LETTER: Musk vs Malema: what do you say, Mr President?
Incendiary rhetoric has been a recurrent issue in the country since before 1994.
Weighing in on the EFF’s conduct at its anniversary rally — party leader Julius Malema led a crowd in chanting “shoot to kill” and “kill the Boer, the farmer” — tech mogul Elon Musk asked President Cyril Ramaphosa: “They are openly pushing for the genocide of white people in SA. Why do you say nothing?”
Incendiary rhetoric has been a recurrent issue in the country since before 1994, and nothing more so than this particular set of sentiments. They are deeply threatening to many South Africans, particularly Afrikaners and to the farming community, both of which could be understood by the term “Boer”, the latter explicitly in the term “farmer”.
This is the effect the EFF wants; as next year’s election approaches, expect more of it.
President Ramaphosa will not intervene, in part because on contentious issues his only commitment is to vacillation, and partly because this style of politics has a long track record in the ANC. He will not repudiate part of his own party’s heritage.
Nevertheless, we at the Institute of Race Relations (IRR) would caution against calling for prosecution or for the banning of these words.
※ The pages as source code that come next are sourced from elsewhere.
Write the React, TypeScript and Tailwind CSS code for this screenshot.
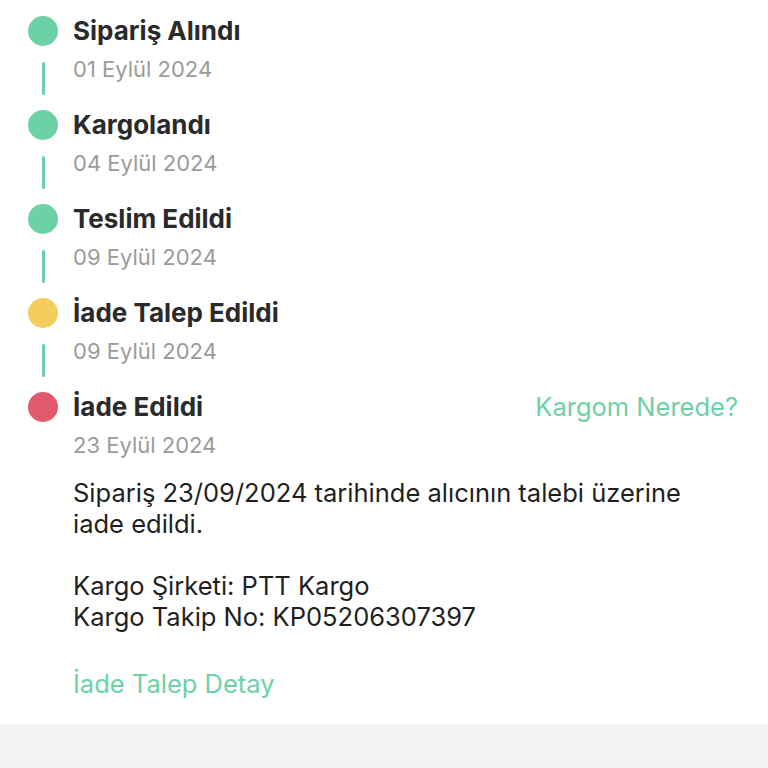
import React from "react"

type Step = {
  title: string
  date: string
  color: string
  last?: boolean
}

const steps: Step[] = [
  { title: "Sipariş Alındı", date: "01 Eylül 2024", color: "bg-[#6dd1a6]" },
  { title: "Kargolandı", date: "04 Eylül 2024", color: "bg-[#6dd1a6]" },
  { title: "Teslim Edildi", date: "09 Eylül 2024", color: "bg-[#6dd1a6]" },
  { title: "İade Talep Edildi", date: "09 Eylül 2024", color: "bg-[#f5cc5e]" },
  { title: "İade Edildi", date: "23 Eylül 2024", color: "bg-[#e1596d]", last: true },
]

function TimelineStep({ step }: { step: Step }) {
  return (
    <div className="flex">
      {/* dot + connector */}
      <div className="flex w-[30px] flex-col items-center">
        <div className={`h-[30px] w-[30px] rounded-full ${step.color}`} />
        {!step.last && <div className="mt-[16px] mb-[15px] h-[33px] w-[3px] rounded-full bg-[#6dd1a6]" />}
      </div>

      <div className="ml-[15px] flex-1">
        <div className="flex items-center justify-between">
          <span className="text-[26px] leading-[30px] font-bold text-[#2a2a2a]">{step.title}</span>
          {step.last && (
            <a href="#" className="text-[25.5px] leading-[30px] text-[#6dd1a6]">
              Kargom Nerede?
            </a>
          )}
        </div>
        <div className="mt-[9px] text-[22px] leading-[28px] text-[#9b9b9b]">{step.date}</div>
      </div>
    </div>
  )
}

export default function App() {
  return (
    <div className="min-h-[768px] bg-white font-['Inter',sans-serif]">
      <div className="pl-[28px] pr-[30px] pt-[16px] pb-[25px]">
        {steps.map((step) => (
          <TimelineStep key={step.title} step={step} />
        ))}

        {/* return details */}
        <div className="ml-[45px] mt-[18px] text-[25.5px] leading-[31px] text-[#1f1f1f]">
          <p className="max-w-[620px]">Sipariş 23/09/2024 tarihinde alıcının talebi üzerine iade edildi.</p>
          <p className="mt-[31px]">Kargo Şirketi: PTT Kargo</p>
          <p>Kargo Takip No: KP05206307397</p>
          <a href="#" className="mt-[36px] block text-[#6dd1a6]">
            İade Talep Detay
          </a>
        </div>
      </div>
      <div className="h-[45px] bg-[#f4f4f5]" />
    </div>
  )
}
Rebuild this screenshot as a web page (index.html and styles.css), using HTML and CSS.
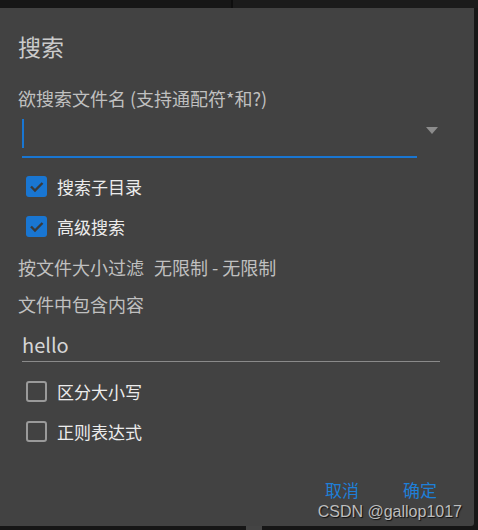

Freedom of speech is the cornerstone of a free society and a constitutional democracy. Despite our distaste for the message, it is important always to err on the side of more rather than less freedom — where restrictions are permissible, they must meet particularly high standards, such as incitement to imminent violence.
For this reason, we have criticised such moves as the banning of the 1928 flag.
What the country needs is a better democratic trajectory: one marked by respectful debate, the contestation of ideas and evidence-based policies to address the genuine deprivation, legitimate grievances and pressing concerns of all SA’s people.
The spectre of violence needs to be decisively excised and the common citizenship of all — in moral and legal terms — reaffirmed. The EFF’s sentiments (and those of much of the ANC) are incompatible with this. But they must be defeated by the force of facts and better arguments.
Fortunately, polling evidence is unambiguous that an overwhelming majority of South Africans desire a future as a united, nonracial country with the opportunities that only sensible policy can provide.
The IRR invites those invested in SA’s future to join us in forging together the centrist majority.